Gli ultimi anni e le ultime follie

Fino alla fine della sua carriera Edmundo cambia 8 squadre e torna altre due volte al suo Vasco, quasi tre. Perché nell’estate del 2001 fa causa al club della sua vita per comprarsi il cartellino e si accasa al Cruzeiro, da cui viene cacciato dopo un rigore sbagliato proprio contro il Vasco. Da lì un’altra manifestazione dell’essenza di Edmundo che accetta l’offerta dei giapponesi del Tokyo Verdy per un’altra missione salvezza, stavolta compiuta, in J League a suon di gol, ma un misterioso infortunio al piede a marzo 2002, lo riporta in Brasile per un intervento chirurgico.

Peccato che venga visto senza stampelle durante la sfilata al Sambodromo di Rio de Janeiro per il Carnevale, perché O Animal perde il pelo ma non il vizio, e così il Tokyo Verdy gli rescinde il contratto. Poi un continuo cambio di casacca: tre mesi sempre in Giappone agli Urawa Reds senza presenze ufficiali, poi Vasco, Fluminense ancora con Romario, Nova Iguaçu nella B brasiliana, Figueirense, Palmeiras e infine Vasco nel 2008, chiudendo la carriera che poteva essere molto più esaltante con un buon bottino di 13 gol in 25 partite.

Posizione, numero di maglia e skills di Edmundo

La posizione naturale in campo di Edmundo è quella di seconda punta ed è dotato di una tecnica sopraffina, con una smisurata passione per il dribbling utilizzato sia per superare l’avversario e creare un’occasione da gol sia per irriderlo, ricevendo in cambio entrate pericolose. In campo è piuttosto fumantino e propenso alle risse e per questo collezione oltre una decina di cartellini in rossi in carriera.
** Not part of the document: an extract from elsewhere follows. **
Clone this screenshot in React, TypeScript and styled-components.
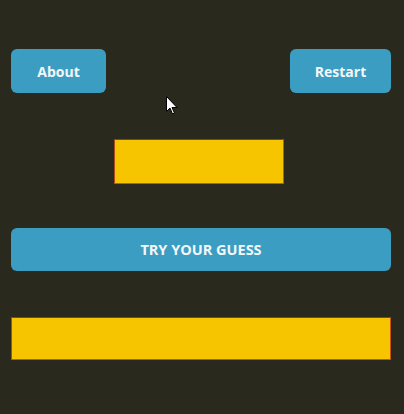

Quanto ai numeri di maglia, a Edmundo spettano quelli tipici della seconda punta, cioè il 7 e l’11 come alla Fiorentina (al primo anno il 29), ma al suo Vasco è il 10, mentre al Corinthians sceglie l’8 e al Napoli il 97. Nella Seleção degli anni migliori, quelli della Copa América vinta e del Mondiale di Francia ‘98 scende sempre in campo con il numero 21, invece nelle partite di qualificazione e nella Copa América del 1995 e 1993 i ct Parreira e Zagallo gli assegnano il numero 7.